Requirement> Scan the listing below and copy every line holding "styles".

Source data>

Begin

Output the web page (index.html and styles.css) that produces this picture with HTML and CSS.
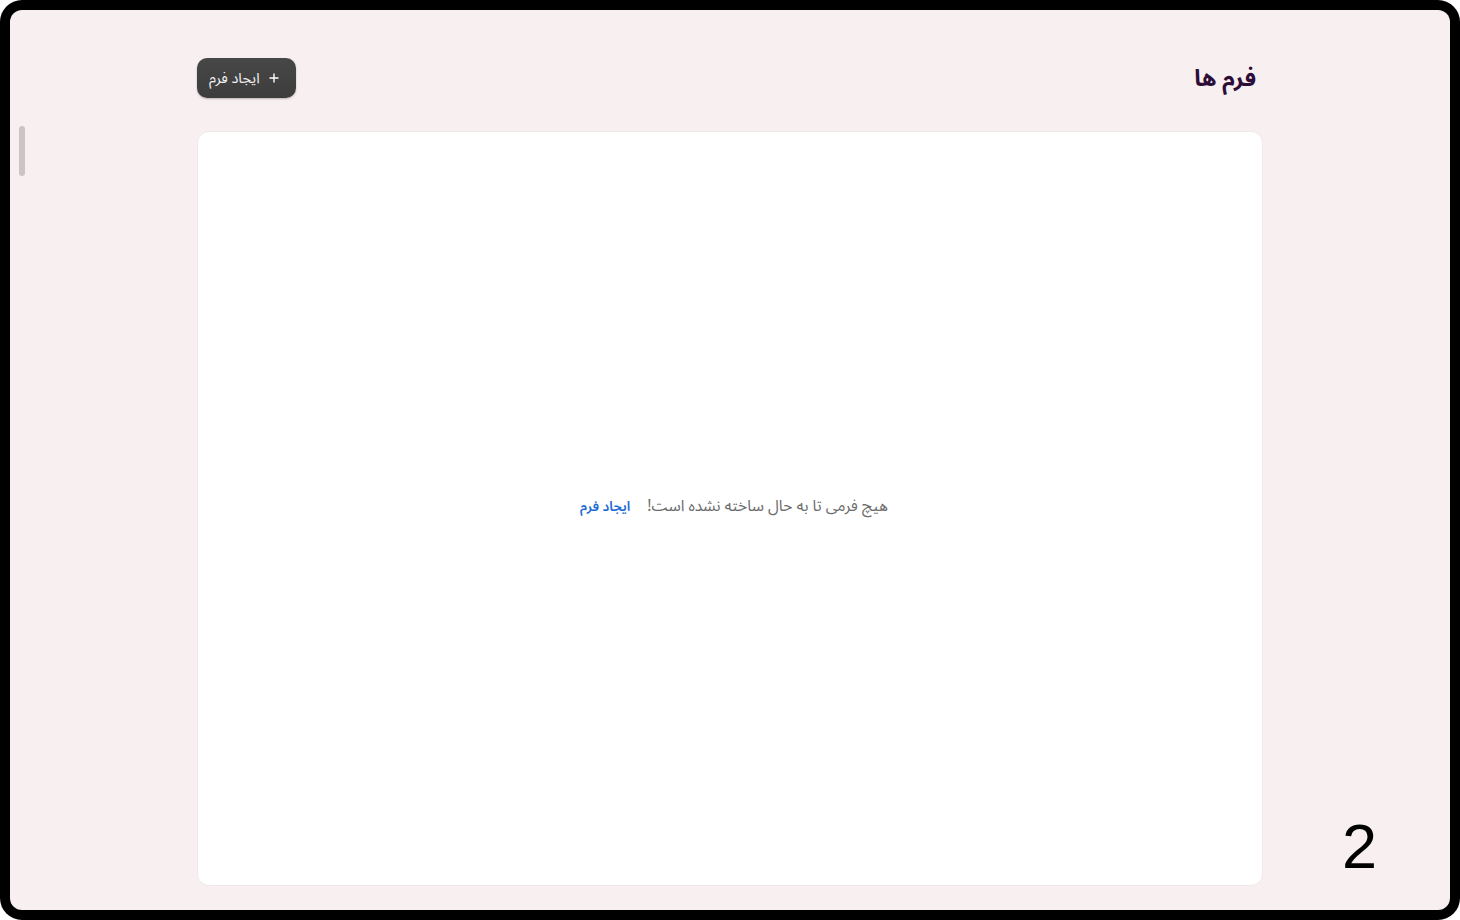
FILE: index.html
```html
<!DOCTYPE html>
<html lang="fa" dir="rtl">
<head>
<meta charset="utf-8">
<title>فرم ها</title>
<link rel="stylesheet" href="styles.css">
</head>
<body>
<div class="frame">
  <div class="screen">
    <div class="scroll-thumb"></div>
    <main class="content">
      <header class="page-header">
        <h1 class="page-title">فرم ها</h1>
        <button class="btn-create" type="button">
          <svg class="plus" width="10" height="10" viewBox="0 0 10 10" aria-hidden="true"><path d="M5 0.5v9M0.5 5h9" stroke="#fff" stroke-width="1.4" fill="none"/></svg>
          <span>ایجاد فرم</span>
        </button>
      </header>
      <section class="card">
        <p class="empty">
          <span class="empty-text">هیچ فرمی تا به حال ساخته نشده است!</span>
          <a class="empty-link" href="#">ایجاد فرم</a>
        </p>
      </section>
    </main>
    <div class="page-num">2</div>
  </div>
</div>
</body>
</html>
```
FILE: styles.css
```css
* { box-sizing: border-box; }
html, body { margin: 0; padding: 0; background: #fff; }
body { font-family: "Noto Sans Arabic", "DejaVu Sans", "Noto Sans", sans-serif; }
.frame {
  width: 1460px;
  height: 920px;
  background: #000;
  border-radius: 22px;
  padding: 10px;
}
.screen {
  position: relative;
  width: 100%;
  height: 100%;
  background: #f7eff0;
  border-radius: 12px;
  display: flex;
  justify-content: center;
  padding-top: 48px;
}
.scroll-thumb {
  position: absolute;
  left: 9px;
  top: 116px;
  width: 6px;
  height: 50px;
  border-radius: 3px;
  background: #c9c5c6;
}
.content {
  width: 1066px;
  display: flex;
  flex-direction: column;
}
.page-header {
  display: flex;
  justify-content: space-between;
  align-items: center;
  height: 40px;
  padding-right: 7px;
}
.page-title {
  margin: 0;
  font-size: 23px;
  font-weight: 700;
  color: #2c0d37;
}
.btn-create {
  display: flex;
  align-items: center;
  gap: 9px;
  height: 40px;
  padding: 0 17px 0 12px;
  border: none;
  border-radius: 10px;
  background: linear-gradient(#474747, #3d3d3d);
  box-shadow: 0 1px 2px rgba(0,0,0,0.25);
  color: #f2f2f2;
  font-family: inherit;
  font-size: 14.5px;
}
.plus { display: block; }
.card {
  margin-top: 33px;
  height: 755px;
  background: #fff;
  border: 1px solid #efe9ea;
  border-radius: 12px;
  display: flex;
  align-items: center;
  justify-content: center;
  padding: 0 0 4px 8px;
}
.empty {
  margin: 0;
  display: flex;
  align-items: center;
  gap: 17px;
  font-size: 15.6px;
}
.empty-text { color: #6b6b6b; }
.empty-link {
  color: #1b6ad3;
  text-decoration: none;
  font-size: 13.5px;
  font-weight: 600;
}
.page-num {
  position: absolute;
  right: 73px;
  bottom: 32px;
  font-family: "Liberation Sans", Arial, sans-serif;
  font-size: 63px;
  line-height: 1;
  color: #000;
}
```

End

Result of this task>
Output the web page (index.html and styles.css) that produces this picture with HTML and CSS.
<link rel="stylesheet" href="styles.css">
FILE: styles.css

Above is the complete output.